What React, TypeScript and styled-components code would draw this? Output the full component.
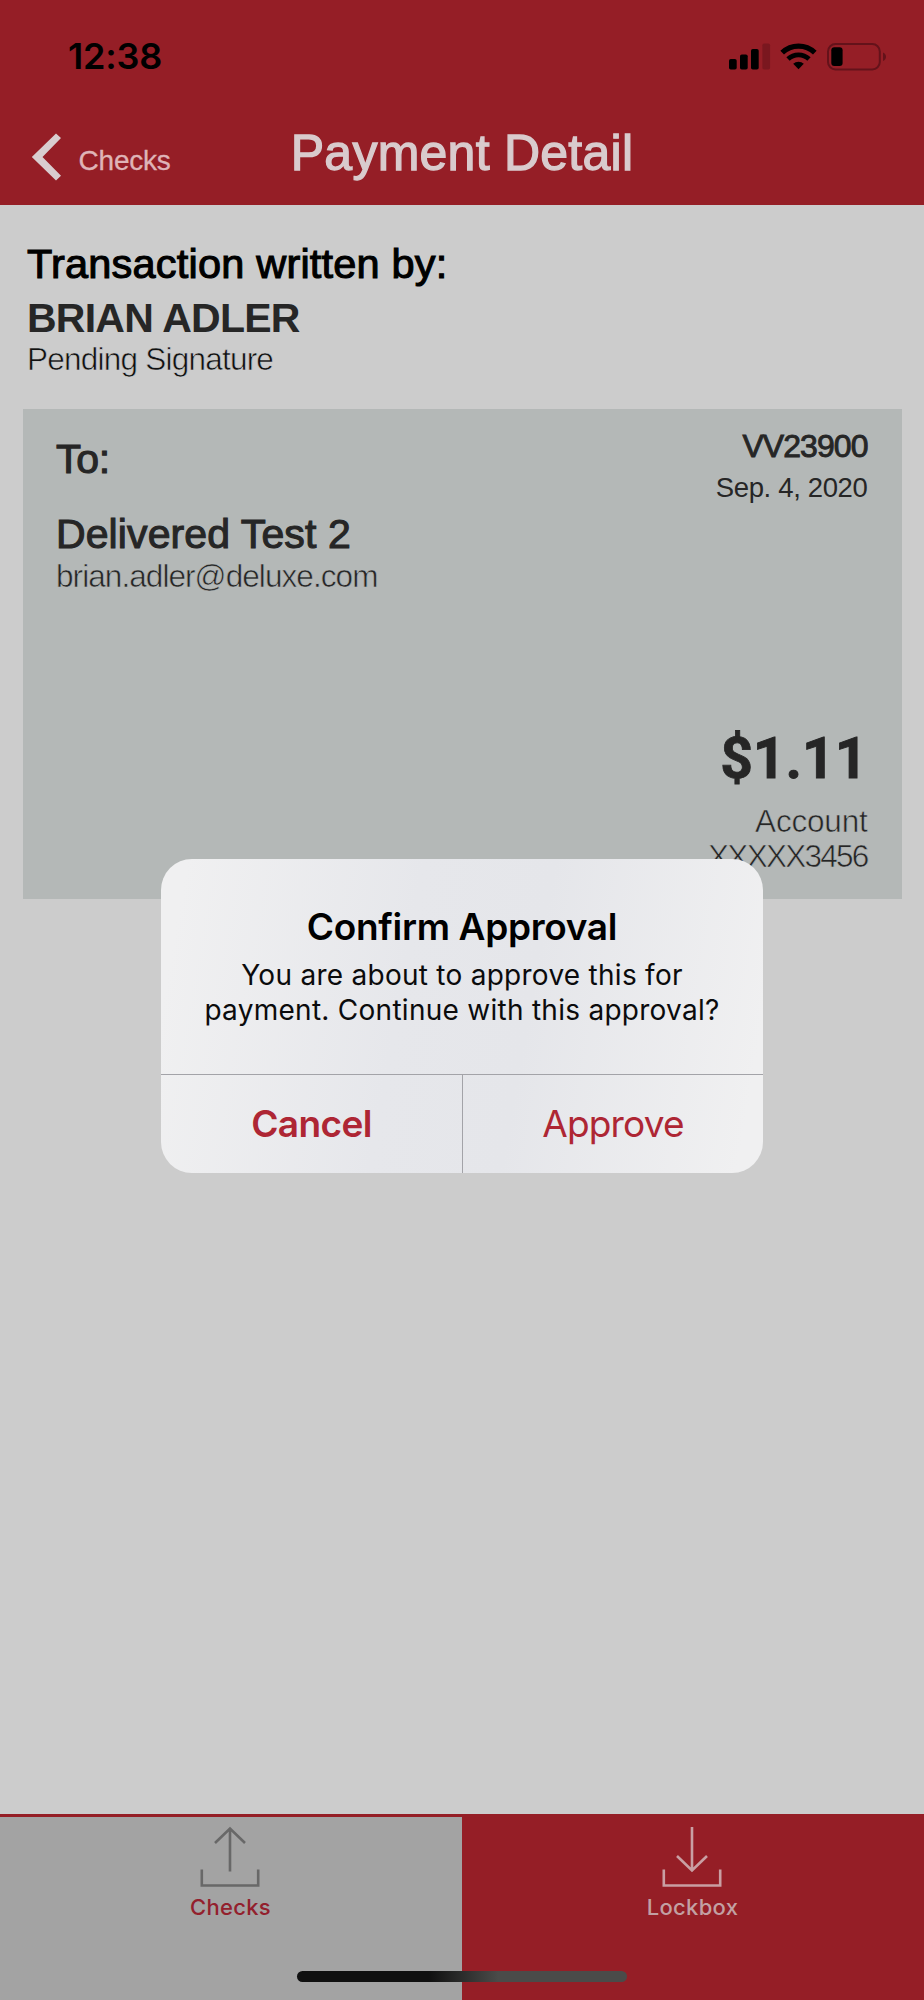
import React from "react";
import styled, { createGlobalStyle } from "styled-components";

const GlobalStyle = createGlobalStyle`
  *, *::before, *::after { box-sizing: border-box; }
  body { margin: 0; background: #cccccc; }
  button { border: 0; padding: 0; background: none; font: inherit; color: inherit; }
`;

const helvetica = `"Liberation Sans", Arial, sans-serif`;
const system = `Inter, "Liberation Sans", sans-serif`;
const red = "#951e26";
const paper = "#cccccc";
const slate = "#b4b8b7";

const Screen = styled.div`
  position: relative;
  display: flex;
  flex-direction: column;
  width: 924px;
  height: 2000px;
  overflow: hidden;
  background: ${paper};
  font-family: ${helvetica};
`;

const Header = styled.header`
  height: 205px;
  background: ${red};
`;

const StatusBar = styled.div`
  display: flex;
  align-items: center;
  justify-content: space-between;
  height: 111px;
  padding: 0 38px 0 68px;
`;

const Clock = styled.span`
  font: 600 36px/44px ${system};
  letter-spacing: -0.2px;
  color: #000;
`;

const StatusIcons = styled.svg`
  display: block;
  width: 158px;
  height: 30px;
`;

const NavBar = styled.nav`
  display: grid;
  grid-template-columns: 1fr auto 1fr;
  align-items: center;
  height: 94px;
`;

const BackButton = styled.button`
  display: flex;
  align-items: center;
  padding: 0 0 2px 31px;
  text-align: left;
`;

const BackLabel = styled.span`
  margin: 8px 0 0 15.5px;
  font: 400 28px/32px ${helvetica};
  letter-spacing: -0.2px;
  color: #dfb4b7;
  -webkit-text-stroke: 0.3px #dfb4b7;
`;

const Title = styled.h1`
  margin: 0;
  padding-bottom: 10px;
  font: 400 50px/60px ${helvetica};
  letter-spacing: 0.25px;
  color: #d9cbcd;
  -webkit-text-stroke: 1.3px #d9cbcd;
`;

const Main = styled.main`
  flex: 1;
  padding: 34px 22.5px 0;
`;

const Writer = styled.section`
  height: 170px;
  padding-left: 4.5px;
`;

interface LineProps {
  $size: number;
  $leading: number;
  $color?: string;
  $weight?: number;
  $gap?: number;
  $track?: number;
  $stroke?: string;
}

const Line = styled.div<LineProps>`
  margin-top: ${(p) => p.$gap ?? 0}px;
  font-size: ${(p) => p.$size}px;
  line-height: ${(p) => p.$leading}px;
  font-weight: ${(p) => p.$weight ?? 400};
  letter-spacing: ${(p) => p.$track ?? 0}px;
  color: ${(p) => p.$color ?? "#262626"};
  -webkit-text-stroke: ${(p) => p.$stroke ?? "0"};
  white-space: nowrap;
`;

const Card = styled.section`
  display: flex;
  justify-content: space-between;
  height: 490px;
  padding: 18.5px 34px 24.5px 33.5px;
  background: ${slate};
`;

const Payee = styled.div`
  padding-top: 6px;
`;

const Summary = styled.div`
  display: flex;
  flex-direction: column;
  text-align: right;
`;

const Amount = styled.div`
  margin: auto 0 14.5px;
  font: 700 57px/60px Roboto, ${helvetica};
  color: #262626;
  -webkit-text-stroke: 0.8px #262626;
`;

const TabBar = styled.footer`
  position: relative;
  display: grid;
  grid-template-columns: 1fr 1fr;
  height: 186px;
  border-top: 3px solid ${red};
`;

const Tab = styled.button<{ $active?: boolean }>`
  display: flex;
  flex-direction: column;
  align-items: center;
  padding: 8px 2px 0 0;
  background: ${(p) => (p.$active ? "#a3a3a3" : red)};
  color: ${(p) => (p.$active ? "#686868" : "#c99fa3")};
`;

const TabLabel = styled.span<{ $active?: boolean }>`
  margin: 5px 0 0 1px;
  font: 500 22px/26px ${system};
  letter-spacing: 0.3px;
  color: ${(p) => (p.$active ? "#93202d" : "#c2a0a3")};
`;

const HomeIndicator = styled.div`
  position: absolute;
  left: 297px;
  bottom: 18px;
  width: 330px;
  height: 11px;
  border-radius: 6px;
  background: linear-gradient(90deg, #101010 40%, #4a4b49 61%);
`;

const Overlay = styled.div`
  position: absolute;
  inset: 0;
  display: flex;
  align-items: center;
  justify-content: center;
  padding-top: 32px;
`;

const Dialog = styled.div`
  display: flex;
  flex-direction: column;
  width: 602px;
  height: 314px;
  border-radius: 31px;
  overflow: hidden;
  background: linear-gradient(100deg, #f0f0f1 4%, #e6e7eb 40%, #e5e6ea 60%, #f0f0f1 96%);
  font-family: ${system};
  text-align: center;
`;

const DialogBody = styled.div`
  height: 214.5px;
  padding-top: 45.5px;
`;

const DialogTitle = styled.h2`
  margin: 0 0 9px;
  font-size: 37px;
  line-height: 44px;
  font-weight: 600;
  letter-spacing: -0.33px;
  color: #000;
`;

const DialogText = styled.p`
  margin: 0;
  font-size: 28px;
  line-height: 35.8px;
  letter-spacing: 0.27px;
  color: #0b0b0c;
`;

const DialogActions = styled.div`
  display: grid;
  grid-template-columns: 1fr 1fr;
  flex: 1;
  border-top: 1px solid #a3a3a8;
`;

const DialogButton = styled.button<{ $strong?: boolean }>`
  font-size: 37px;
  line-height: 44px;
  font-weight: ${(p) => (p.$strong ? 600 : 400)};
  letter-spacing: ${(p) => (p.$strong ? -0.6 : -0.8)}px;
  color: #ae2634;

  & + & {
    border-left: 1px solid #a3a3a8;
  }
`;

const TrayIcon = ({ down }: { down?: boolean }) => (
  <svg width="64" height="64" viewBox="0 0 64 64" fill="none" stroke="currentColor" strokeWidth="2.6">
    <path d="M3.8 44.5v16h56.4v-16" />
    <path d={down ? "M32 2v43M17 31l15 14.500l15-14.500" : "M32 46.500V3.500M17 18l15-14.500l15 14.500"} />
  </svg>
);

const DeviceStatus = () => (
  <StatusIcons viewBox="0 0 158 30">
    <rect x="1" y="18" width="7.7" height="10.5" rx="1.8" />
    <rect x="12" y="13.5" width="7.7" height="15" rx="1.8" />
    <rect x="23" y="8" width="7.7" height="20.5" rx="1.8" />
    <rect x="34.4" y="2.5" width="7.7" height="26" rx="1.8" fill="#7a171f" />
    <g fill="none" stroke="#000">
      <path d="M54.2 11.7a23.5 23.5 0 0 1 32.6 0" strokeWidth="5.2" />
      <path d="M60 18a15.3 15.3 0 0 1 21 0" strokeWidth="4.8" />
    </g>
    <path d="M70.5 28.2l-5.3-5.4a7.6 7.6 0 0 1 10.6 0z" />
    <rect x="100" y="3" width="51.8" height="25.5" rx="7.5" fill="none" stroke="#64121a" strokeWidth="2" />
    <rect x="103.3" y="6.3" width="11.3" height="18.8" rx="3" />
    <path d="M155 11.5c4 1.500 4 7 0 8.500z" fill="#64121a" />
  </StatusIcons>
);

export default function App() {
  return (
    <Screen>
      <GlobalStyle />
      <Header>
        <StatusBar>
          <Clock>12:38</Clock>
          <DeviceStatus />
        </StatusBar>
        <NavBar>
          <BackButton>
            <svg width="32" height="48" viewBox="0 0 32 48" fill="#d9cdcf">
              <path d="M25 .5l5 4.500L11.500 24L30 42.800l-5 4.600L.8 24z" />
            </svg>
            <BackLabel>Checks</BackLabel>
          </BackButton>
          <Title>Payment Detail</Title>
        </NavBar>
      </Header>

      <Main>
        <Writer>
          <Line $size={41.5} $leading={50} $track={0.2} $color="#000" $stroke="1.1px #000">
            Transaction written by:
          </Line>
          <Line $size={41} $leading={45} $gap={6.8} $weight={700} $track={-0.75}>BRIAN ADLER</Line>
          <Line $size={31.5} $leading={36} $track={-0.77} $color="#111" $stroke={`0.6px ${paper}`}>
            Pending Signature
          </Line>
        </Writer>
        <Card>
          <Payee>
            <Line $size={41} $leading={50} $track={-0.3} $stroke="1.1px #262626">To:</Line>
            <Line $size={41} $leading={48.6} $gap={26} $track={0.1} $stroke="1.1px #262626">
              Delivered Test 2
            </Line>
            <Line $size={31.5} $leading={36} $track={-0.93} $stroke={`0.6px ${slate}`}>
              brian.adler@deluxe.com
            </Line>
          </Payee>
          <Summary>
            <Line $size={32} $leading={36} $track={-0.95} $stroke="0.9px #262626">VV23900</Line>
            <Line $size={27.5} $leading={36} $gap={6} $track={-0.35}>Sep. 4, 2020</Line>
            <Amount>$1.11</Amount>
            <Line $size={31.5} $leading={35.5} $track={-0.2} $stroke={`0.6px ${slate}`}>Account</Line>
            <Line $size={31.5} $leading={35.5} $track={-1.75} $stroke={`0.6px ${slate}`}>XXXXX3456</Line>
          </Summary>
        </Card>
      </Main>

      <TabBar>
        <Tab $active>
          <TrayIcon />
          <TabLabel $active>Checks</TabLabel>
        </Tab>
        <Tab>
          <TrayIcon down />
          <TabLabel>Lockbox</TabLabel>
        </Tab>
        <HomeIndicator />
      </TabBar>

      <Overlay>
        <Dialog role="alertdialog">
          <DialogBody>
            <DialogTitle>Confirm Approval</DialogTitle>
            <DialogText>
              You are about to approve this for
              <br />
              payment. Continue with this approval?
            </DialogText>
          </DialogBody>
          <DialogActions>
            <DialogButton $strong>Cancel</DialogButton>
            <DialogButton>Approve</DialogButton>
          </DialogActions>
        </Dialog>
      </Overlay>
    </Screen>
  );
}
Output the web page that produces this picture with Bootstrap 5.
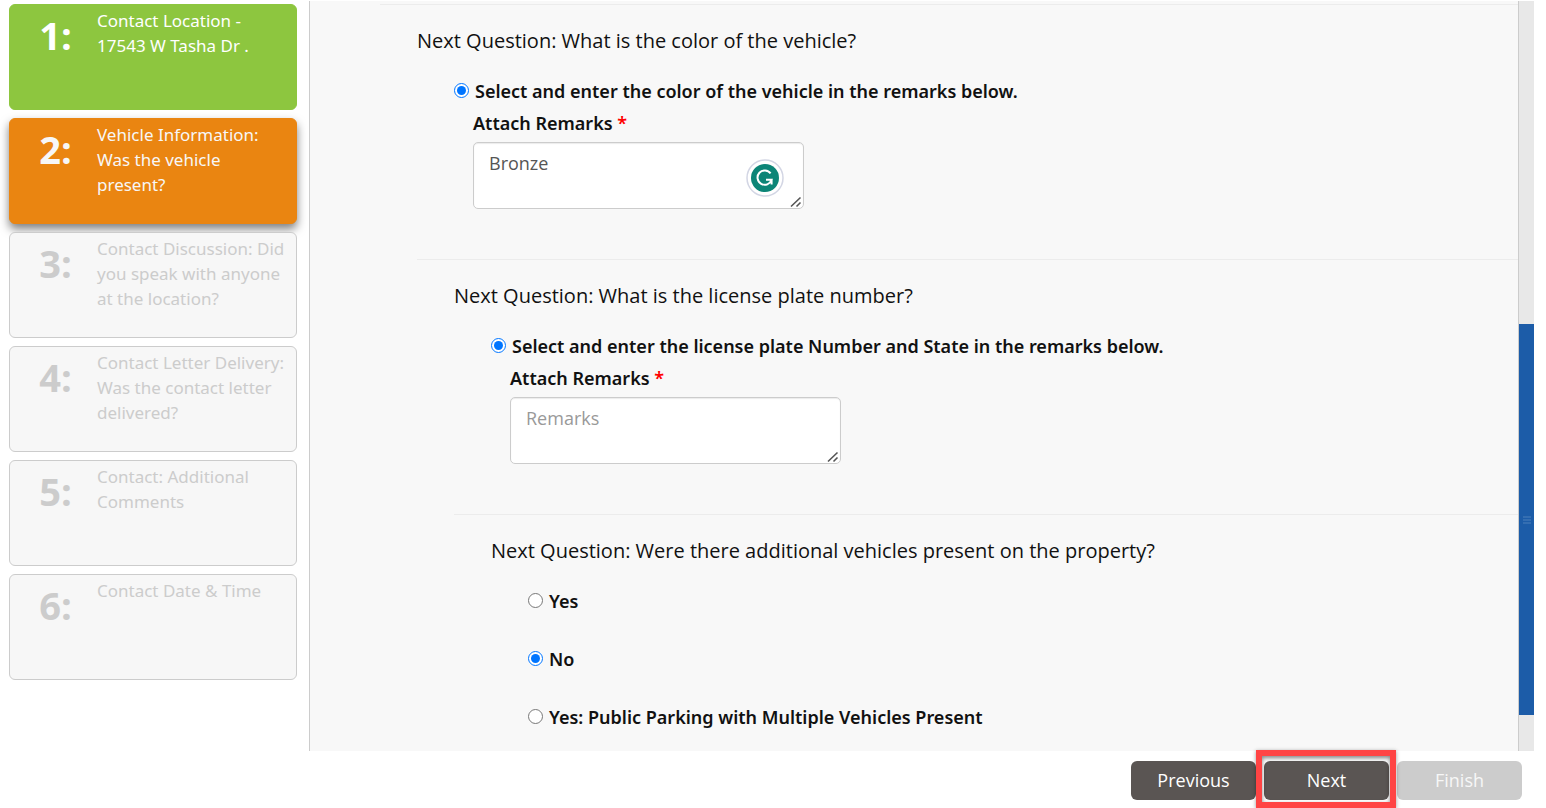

• _Direction_
Extract every line of the records above that contains the word "Output".

• _Solution to the problem_
What React, TypeScript and styled-components code would draw this? Output the full component.
Output the web page that produces this picture with Bootstrap 5.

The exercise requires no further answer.